History

Câmara (João Gonçalves da)

0 6th captain-donatary of Funchal, João Gonçalves da Câmara, was born in Lisbon in the year 1541, and was the son of the 5th donatary Simão Gonçalves da Câmara and D. Isabel de Mendonça. He came to Madeira in the company of his parents when he was only one year old and returned to the mainland at the age of fourteen, only to come back to this island in 1566 and then leave for the continent, where he never returned and where he died in the year 1580.

In 1566, when French corsairs assaulted this island and caused the terrible plunder and carnage that the Madeiran chronicles speak of with such horror (see Saque dos franceses), the mainland government sent a fleet to Madeira to punish the pirates, which arrived in Funchal a few days after they had left with their ships filled with the best treasures they found in the city. João Gonçalves da Câmara was on the fleet, commanding a ship, but was unable to punish the damage caused in his captaincy by the corsairs' plunder. In the first expedition that D. Sebastião made to Africa, João Gonçalves was one of the nobles who accompanied him most closely *with many tents, horses, and servants, and spent a lot of his own money on it, hoping for an opportunity to show his personal bravery+, according to a contemporary chronicler.

João Gonçalves da Câmara did not personally and directly assume the government of his captaincy, because he was in Lisbon when his father died in Madeira on March 4, 1580, and he died three months later in Almeirim, without returning to this island. He had appointed his uncle Rui Dias da Camara, son of the 5th captain-donatary Simão Gonçalves da Camara, as his lieutenant and representative in this archipelago.

João Gonçalves da Camara was the last captain-donatary of Funchal. Although his successors retained the honors of the position and continued to receive the substantial income from the privileges and prerogatives they enjoyed on this island, they no longer had direct interference in most of the public administration affairs, as the Spanish dominion, with the appointment of the governors general, greatly reduced the jurisdiction and attributions of the donataries. It is true that for some time they continued to appoint their judges, whose action did not go much beyond the collection of the considerable revenues, which included the rights over water and wind, confirmed by King D. Sebastião in 1576, with an old manuscript stating that only the privilege of the exclusive use of the mills made the house of the donataries of Funchal one of the best in the kingdom.

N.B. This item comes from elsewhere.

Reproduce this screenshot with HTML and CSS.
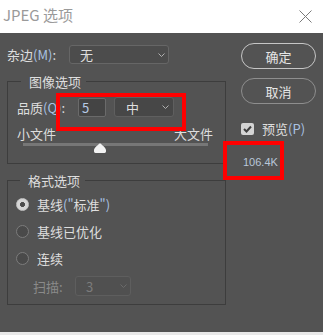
FILE: index.html
```html
<!DOCTYPE html>
<html lang="zh">
<head>
<meta charset="utf-8">
<title>JPEG 选项</title>
<link rel="stylesheet" href="styles.css">
</head>
<body>
<div class="win">
  <div class="titlebar">
    <span class="title">JPEG 选项</span>
    <svg class="close" width="13" height="13" viewBox="0 0 13 13"><path d="M0.5 0.5 L12.5 12.5 M12.5 0.5 L0.5 12.5" stroke="#7a7a7a" stroke-width="1" fill="none"/></svg>
  </div>
  <div class="content">
    <div class="left">
      <div class="row matte">
        <span class="lbl matte-lbl">杂边<span class="hot">(M)</span>:</span>
        <div class="select sel-matte"><span>无</span><svg class="chev" width="7" height="4" viewBox="0 0 7 4"><polyline points="0.5,0.5 3.5,3.5 6.5,0.5" fill="none" stroke="#b0b0b0" stroke-width="1"/></svg></div>
      </div>
      <fieldset class="group g1">
        <legend>图像选项</legend>
        <div class="row quality">
          <span class="lbl q-lbl">品质<span class="hot">(Q)</span>:</span>
          <div class="input">5</div>
          <div class="select sel-q"><span>中</span><svg class="chev" width="7" height="4" viewBox="0 0 7 4"><polyline points="0.5,0.5 3.5,3.5 6.5,0.5" fill="none" stroke="#b0b0b0" stroke-width="1"/></svg></div>
        </div>
        <div class="scale"><span>小文件</span><span>大文件</span></div>
        <div class="slider">
          <div class="track"></div>
          <svg class="thumb" style="left:41.6%" width="12" height="10" viewBox="0 0 12 10"><path d="M6 0.3 C7.6 1.8 12 4.6 12 7.2 L12 8.6 Q12 10 10.6 10 L1.4 10 Q0 10 0 8.6 L0 7.2 C0 4.6 4.4 1.8 6 0.3 Z" fill="#f2f2f2"/></svg>
        </div>
      </fieldset>
      <fieldset class="group g2">
        <legend>格式选项</legend>
        <div class="radio-row"><span class="radio on"></span><span>基线<span class="hot">("</span>标准<span class="hot">")</span></span></div>
        <div class="radio-row"><span class="radio"></span><span>基线已优化</span></div>
        <div class="radio-row"><span class="radio"></span><span>连续</span></div>
        <div class="row scan">
          <span class="lbl scan-lbl">扫描:</span>
          <div class="select sel-scan"><span>3</span><svg class="chev" width="7" height="4" viewBox="0 0 7 4"><polyline points="0.5,0.5 3.5,3.5 6.5,0.5" fill="none" stroke="#6a6a6a" stroke-width="1"/></svg></div>
        </div>
      </fieldset>
    </div>
    <div class="right">
      <div class="btn primary">确定</div>
      <div class="btn">取消</div>
      <div class="check-row">
        <span class="checkbox"><svg width="13" height="12" viewBox="0 0 13 12"><polyline points="3,6 5.5,8.5 10,3.5" fill="none" stroke="#3f3f3f" stroke-width="2"/></svg></span>
        <span>预览<span class="hot">(P)</span></span>
      </div>
      <div class="size">106.4K</div>
    </div>
  </div>
  <div class="strip"></div>
  <div class="mark m1"></div>
  <div class="mark m2"></div>
</div>
</body>
</html>
```
FILE: styles.css
```css
html, body {
  margin: 0;
  padding: 0;
}
body {
  background: #535353;
  font-family: "Noto Sans CJK SC", "Noto Sans", sans-serif;
  font-size: 13px;
  color: #dedede;
}
.win {
  position: relative;
  width: 323px;
  height: 335px;
  display: flex;
  flex-direction: column;
  overflow: hidden;
}
.titlebar {
  height: 33px;
  flex: none;
  background: #ffffff;
  display: flex;
  align-items: center;
  justify-content: space-between;
  padding: 0 11px 4px 3px;
  box-sizing: border-box;
}
.title {
  font-size: 15px;
  line-height: 20px;
  color: #9a9a9a;
}
.close {
  display: block;
  margin-top: 3px;
}
.content {
  flex: 1;
  display: flex;
  gap: 15px;
  padding: 0 7px;
}
.left {
  width: 219px;
  display: flex;
  flex-direction: column;
}
.right {
  width: 75px;
  display: flex;
  flex-direction: column;
  padding-top: 10px;
}
.strip {
  height: 3px;
  flex: none;
  background: #e9e9e9;
}
.row {
  display: flex;
  align-items: center;
}
.lbl {
  line-height: 17px;
  white-space: nowrap;
}
.hot {
  color: #a9c2e2;
}
.matte {
  margin-top: 12px;
  height: 19px;
}
.matte-lbl {
  width: 62px;
}
.select {
  box-sizing: border-box;
  display: flex;
  align-items: center;
  justify-content: space-between;
  border: 1px solid #666666;
  border-radius: 3px;
  background: #4c4c4c;
  line-height: 17px;
}
.chev {
  display: block;
}
.sel-matte {
  width: 100px;
  height: 19px;
  padding: 0 3px 0 10px;
}
.group {
  margin: 0;
  border: 1px solid #3d3d3d;
  min-inline-size: 0;
}
.group legend {
  font-size: 13px;
  line-height: 17px;
  padding: 0 5px 0 8px;
  margin-left: 4px;
}
.g1 {
  margin-top: 9px;
  padding: 7px 12px 9px 9px;
}
.quality {
  height: 20px;
}
.q-lbl {
  width: 61px;
}
.input {
  box-sizing: border-box;
  width: 28px;
  height: 19px;
  border: 1px solid #6a6a6a;
  border-radius: 2px;
  background: #444444;
  padding-left: 3px;
  line-height: 17px;
  color: #b8cbe6;
}
.sel-q {
  margin-left: 8px;
  width: 60px;
  height: 20px;
  padding: 0 4px 0 11px;
  border-color: #5f5f5f;
  background: #474747;
}
.scale {
  margin-top: 8px;
  display: flex;
  justify-content: space-between;
  line-height: 17px;
}
.slider {
  position: relative;
  height: 11px;
  margin: 0 5px 0 6px;
}
.track {
  margin-top: 1px;
  height: 3px;
  background: #777777;
}
.thumb {
  position: absolute;
  top: 0;
  margin-left: -6px;
  display: block;
}
.g2 {
  margin-top: 8px;
  padding: 5px 12px 8px 8px;
  display: flex;
  flex-direction: column;
  gap: 7px;
}
.radio-row {
  height: 20px;
  display: flex;
  align-items: center;
  gap: 8px;
  line-height: 17px;
}
.radio {
  box-sizing: border-box;
  width: 13px;
  height: 13px;
  border-radius: 50%;
  border: 1px solid #7c7c7c;
  background: #4a4a4a;
}
.radio.on {
  border-color: #c4c4c4;
  background: radial-gradient(circle, #4d4d4d 0 2.2px, #d6d6d6 2.8px);
}
.scan {
  margin-top: 1px;
  height: 20px;
  padding-left: 17px;
}
.scan-lbl {
  width: 42px;
  color: #8a8a8a;
}
.sel-scan {
  width: 56px;
  height: 20px;
  padding: 0 3px 0 10px;
  border-color: #5e5e5e;
  background: #505050;
  color: #7c7c7c;
}
.btn {
  box-sizing: border-box;
  height: 26px;
  border: 1px solid #8e8e8e;
  border-radius: 13px;
  display: flex;
  align-items: center;
  justify-content: center;
  color: #e6e6e6;
  line-height: 17px;
}
.btn + .btn {
  margin-top: 9px;
}
.btn.primary {
  border-color: #c6c6c6;
}
.check-row {
  margin-top: 16px;
  height: 17px;
  display: flex;
  align-items: center;
  gap: 8px;
  line-height: 17px;
}
.checkbox {
  width: 13px;
  height: 12px;
  border-radius: 2px;
  background: #d4d4d4;
}
.checkbox svg {
  display: block;
}
.size {
  margin-top: 18px;
  padding-left: 2px;
  font-family: "Liberation Sans", sans-serif;
  font-size: 11px;
  line-height: 15px;
  color: #b9c7d9;
}
.mark {
  position: absolute;
  box-sizing: border-box;
  border: 4px solid #ff0000;
}
.m1 {
  left: 56px;
  top: 93px;
  width: 130px;
  height: 38px;
}
.m2 {
  left: 223px;
  top: 141px;
  width: 61px;
  height: 39px;
}
```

We do not know if Rui Dias da Câmara, or another representative of the 6th donatary João Gonçalves, would have continued in the government of the captaincy after his death on June 4, 1580, until in 1582 the general governor João Leitão, appointed by Philip II, assumed the government and administration of the entire archipelago. It is truly from this time that the power of the donataries is limited to almost honorary proportions, which the despotic rule of Philip II increasingly curtailed, to the point of completely annulling it.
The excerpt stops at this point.